All of the lines below are to be printed again exactly; images are excluded from the output.
□ □ □
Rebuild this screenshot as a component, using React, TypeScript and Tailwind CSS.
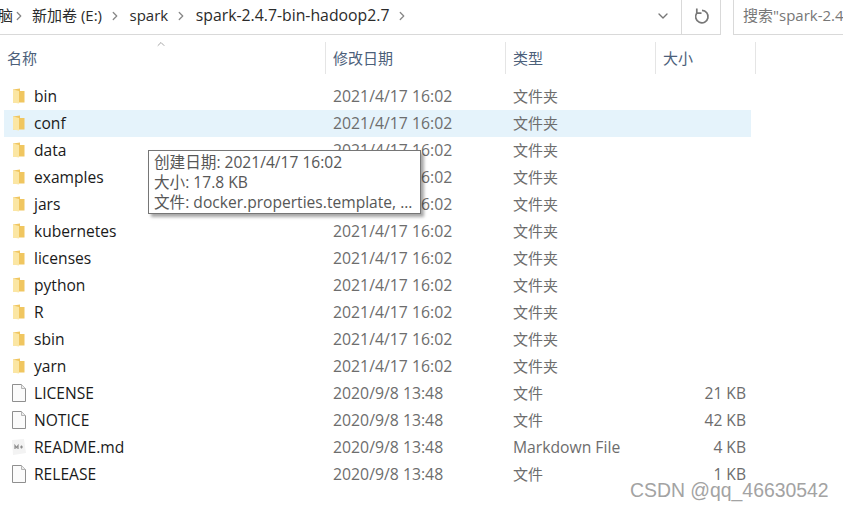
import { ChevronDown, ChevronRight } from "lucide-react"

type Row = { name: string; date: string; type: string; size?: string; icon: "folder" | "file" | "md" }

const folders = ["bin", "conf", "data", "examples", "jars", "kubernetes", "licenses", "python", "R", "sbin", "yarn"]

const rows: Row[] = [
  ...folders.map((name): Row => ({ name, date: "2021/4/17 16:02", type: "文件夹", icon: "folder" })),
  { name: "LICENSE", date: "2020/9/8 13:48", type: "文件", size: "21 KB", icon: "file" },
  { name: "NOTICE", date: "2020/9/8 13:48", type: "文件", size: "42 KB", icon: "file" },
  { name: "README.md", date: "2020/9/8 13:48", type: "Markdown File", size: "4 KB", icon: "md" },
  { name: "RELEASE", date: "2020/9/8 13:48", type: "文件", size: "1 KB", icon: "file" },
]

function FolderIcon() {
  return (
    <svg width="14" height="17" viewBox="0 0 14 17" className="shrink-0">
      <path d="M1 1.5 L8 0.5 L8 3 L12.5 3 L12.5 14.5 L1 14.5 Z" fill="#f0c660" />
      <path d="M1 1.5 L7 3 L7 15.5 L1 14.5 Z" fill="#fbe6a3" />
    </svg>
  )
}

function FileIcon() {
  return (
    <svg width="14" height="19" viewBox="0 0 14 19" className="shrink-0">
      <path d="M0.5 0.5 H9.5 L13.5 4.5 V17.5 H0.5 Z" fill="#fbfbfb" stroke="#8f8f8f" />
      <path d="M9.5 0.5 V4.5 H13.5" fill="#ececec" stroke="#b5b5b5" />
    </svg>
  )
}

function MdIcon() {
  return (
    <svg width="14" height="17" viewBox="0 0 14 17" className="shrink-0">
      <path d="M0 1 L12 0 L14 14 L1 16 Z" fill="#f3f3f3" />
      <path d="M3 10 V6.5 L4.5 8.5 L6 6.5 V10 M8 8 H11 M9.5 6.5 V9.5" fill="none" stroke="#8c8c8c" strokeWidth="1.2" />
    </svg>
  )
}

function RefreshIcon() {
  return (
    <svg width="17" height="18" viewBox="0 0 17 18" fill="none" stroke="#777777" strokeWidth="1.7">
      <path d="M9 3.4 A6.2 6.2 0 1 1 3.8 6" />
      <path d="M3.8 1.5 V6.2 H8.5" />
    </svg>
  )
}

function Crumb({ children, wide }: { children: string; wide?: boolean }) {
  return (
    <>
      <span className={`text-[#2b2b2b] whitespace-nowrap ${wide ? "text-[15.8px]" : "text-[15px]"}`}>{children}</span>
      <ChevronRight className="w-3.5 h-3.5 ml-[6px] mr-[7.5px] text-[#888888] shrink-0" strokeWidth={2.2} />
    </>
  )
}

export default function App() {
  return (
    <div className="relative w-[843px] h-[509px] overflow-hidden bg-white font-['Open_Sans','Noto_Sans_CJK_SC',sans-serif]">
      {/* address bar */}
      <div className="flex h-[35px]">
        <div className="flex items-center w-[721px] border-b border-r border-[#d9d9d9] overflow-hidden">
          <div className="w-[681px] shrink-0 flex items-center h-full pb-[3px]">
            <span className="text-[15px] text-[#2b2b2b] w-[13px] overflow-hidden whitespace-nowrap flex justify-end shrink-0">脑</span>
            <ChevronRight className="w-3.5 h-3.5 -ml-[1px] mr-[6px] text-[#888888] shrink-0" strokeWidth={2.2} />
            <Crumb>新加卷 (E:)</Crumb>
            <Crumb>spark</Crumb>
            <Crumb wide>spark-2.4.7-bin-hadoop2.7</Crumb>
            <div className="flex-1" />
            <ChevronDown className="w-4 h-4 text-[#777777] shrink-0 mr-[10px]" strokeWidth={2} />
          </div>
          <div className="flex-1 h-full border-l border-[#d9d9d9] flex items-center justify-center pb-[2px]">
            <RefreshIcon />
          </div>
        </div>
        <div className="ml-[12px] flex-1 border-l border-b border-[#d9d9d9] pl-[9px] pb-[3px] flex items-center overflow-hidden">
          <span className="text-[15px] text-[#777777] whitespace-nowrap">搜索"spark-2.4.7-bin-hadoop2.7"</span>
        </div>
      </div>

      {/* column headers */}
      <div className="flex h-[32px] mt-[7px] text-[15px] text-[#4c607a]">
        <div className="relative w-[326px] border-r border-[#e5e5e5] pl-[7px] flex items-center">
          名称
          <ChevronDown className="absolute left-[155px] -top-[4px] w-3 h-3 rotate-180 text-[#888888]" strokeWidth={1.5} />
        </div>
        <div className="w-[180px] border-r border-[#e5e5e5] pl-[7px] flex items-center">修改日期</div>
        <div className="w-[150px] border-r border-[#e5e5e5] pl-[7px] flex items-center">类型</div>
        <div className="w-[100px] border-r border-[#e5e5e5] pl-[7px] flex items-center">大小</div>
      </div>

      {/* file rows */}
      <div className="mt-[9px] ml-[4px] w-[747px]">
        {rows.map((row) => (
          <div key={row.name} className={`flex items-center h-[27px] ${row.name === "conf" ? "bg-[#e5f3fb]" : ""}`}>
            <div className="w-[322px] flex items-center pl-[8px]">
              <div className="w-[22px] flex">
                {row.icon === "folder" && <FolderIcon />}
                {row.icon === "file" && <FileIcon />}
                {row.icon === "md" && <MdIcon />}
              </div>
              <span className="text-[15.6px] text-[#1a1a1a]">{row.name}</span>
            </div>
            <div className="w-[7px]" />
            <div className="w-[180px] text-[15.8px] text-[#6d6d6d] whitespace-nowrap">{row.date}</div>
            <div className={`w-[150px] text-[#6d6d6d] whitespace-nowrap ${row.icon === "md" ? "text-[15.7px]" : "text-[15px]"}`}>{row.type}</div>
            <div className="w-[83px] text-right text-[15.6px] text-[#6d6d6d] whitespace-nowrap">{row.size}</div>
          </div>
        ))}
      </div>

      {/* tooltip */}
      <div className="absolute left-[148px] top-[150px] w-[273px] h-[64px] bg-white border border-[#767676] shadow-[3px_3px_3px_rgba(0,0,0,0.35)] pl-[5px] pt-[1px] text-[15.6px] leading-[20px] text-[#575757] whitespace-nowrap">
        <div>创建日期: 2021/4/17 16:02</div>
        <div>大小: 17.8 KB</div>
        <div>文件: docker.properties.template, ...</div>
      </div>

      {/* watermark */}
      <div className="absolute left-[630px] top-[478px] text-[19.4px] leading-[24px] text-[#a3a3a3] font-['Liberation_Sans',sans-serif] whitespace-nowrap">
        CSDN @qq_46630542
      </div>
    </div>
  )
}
□ □ □
Result of this task ->
Rebuild this screenshot as a component, using React, TypeScript and Tailwind CSS.
import { ChevronDown, ChevronRight } from "lucide-react"

type Row = { name: string; date: string; type: string; size?: string; icon: "folder" | "file" | "md" }

const folders = ["bin", "conf", "data", "examples", "jars", "kubernetes", "licenses", "python", "R", "sbin", "yarn"]

const rows: Row[] = [
  ...folders.map((name): Row => ({ name, date: "2021/4/17 16:02", type: "文件夹", icon: "folder" })),
  { name: "LICENSE", date: "2020/9/8 13:48", type: "文件", size: "21 KB", icon: "file" },
  { name: "NOTICE", date: "2020/9/8 13:48", type: "文件", size: "42 KB", icon: "file" },
  { name: "README.md", date: "2020/9/8 13:48", type: "Markdown File", size: "4 KB", icon: "md" },
  { name: "RELEASE", date: "2020/9/8 13:48", type: "文件", size: "1 KB", icon: "file" },
]

function FolderIcon() {
  return (
    <svg width="14" height="17" viewBox="0 0 14 17" className="shrink-0">
      <path d="M1 1.5 L8 0.5 L8 3 L12.5 3 L12.5 14.5 L1 14.5 Z" fill="#f0c660" />
      <path d="M1 1.5 L7 3 L7 15.5 L1 14.5 Z" fill="#fbe6a3" />
    </svg>
  )
}

function FileIcon() {
  return (
    <svg width="14" height="19" viewBox="0 0 14 19" className="shrink-0">
      <path d="M0.5 0.5 H9.5 L13.5 4.5 V17.5 H0.5 Z" fill="#fbfbfb" stroke="#8f8f8f" />
      <path d="M9.5 0.5 V4.5 H13.5" fill="#ececec" stroke="#b5b5b5" />
    </svg>
  )
}

function MdIcon() {
  return (
    <svg width="14" height="17" viewBox="0 0 14 17" className="shrink-0">
      <path d="M0 1 L12 0 L14 14 L1 16 Z" fill="#f3f3f3" />
      <path d="M3 10 V6.5 L4.5 8.5 L6 6.5 V10 M8 8 H11 M9.5 6.5 V9.5" fill="none" stroke="#8c8c8c" strokeWidth="1.2" />
    </svg>
  )
}

function RefreshIcon() {
  return (
    <svg width="17" height="18" viewBox="0 0 17 18" fill="none" stroke="#777777" strokeWidth="1.7">
      <path d="M9 3.4 A6.2 6.2 0 1 1 3.8 6" />
      <path d="M3.8 1.5 V6.2 H8.5" />
    </svg>
  )
}

function Crumb({ children, wide }: { children: string; wide?: boolean }) {
  return (
    <>
      <span className={`text-[#2b2b2b] whitespace-nowrap ${wide ? "text-[15.8px]" : "text-[15px]"}`}>{children}</span>
      <ChevronRight className="w-3.5 h-3.5 ml-[6px] mr-[7.5px] text-[#888888] shrink-0" strokeWidth={2.2} />
    </>
  )
}

export default function App() {
  return (
    <div className="relative w-[843px] h-[509px] overflow-hidden bg-white font-['Open_Sans','Noto_Sans_CJK_SC',sans-serif]">
      {/* address bar */}
      <div className="flex h-[35px]">
        <div className="flex items-center w-[721px] border-b border-r border-[#d9d9d9] overflow-hidden">
          <div className="w-[681px] shrink-0 flex items-center h-full pb-[3px]">
            <span className="text-[15px] text-[#2b2b2b] w-[13px] overflow-hidden whitespace-nowrap flex justify-end shrink-0">脑</span>
            <ChevronRight className="w-3.5 h-3.5 -ml-[1px] mr-[6px] text-[#888888] shrink-0" strokeWidth={2.2} />
            <Crumb>新加卷 (E:)</Crumb>
            <Crumb>spark</Crumb>
            <Crumb wide>spark-2.4.7-bin-hadoop2.7</Crumb>
            <div className="flex-1" />
            <ChevronDown className="w-4 h-4 text-[#777777] shrink-0 mr-[10px]" strokeWidth={2} />
          </div>
          <div className="flex-1 h-full border-l border-[#d9d9d9] flex items-center justify-center pb-[2px]">
            <RefreshIcon />
          </div>
        </div>
        <div className="ml-[12px] flex-1 border-l border-b border-[#d9d9d9] pl-[9px] pb-[3px] flex items-center overflow-hidden">
          <span className="text-[15px] text-[#777777] whitespace-nowrap">搜索"spark-2.4.7-bin-hadoop2.7"</span>
        </div>
      </div>

      {/* column headers */}
      <div className="flex h-[32px] mt-[7px] text-[15px] text-[#4c607a]">
        <div className="relative w-[326px] border-r border-[#e5e5e5] pl-[7px] flex items-center">
          名称
          <ChevronDown className="absolute left-[155px] -top-[4px] w-3 h-3 rotate-180 text-[#888888]" strokeWidth={1.5} />
        </div>
        <div className="w-[180px] border-r border-[#e5e5e5] pl-[7px] flex items-center">修改日期</div>
        <div className="w-[150px] border-r border-[#e5e5e5] pl-[7px] flex items-center">类型</div>
        <div className="w-[100px] border-r border-[#e5e5e5] pl-[7px] flex items-center">大小</div>
      </div>

      {/* file rows */}
      <div className="mt-[9px] ml-[4px] w-[747px]">
        {rows.map((row) => (
          <div key={row.name} className={`flex items-center h-[27px] ${row.name === "conf" ? "bg-[#e5f3fb]" : ""}`}>
            <div className="w-[322px] flex items-center pl-[8px]">
              <div className="w-[22px] flex">
                {row.icon === "folder" && <FolderIcon />}
                {row.icon === "file" && <FileIcon />}
                {row.icon === "md" && <MdIcon />}
              </div>
              <span className="text-[15.6px] text-[#1a1a1a]">{row.name}</span>
            </div>
            <div className="w-[7px]" />
            <div className="w-[180px] text-[15.8px] text-[#6d6d6d] whitespace-nowrap">{row.date}</div>
            <div className={`w-[150px] text-[#6d6d6d] whitespace-nowrap ${row.icon === "md" ? "text-[15.7px]" : "text-[15px]"}`}>{row.type}</div>
            <div className="w-[83px] text-right text-[15.6px] text-[#6d6d6d] whitespace-nowrap">{row.size}</div>
          </div>
        ))}
      </div>

      {/* tooltip */}
      <div className="absolute left-[148px] top-[150px] w-[273px] h-[64px] bg-white border border-[#767676] shadow-[3px_3px_3px_rgba(0,0,0,0.35)] pl-[5px] pt-[1px] text-[15.6px] leading-[20px] text-[#575757] whitespace-nowrap">
        <div>创建日期: 2021/4/17 16:02</div>
        <div>大小: 17.8 KB</div>
        <div>文件: docker.properties.template, ...</div>
      </div>

      {/* watermark */}
      <div className="absolute left-[630px] top-[478px] text-[19.4px] leading-[24px] text-[#a3a3a3] font-['Liberation_Sans',sans-serif] whitespace-nowrap">
        CSDN @qq_46630542
      </div>
    </div>
  )
}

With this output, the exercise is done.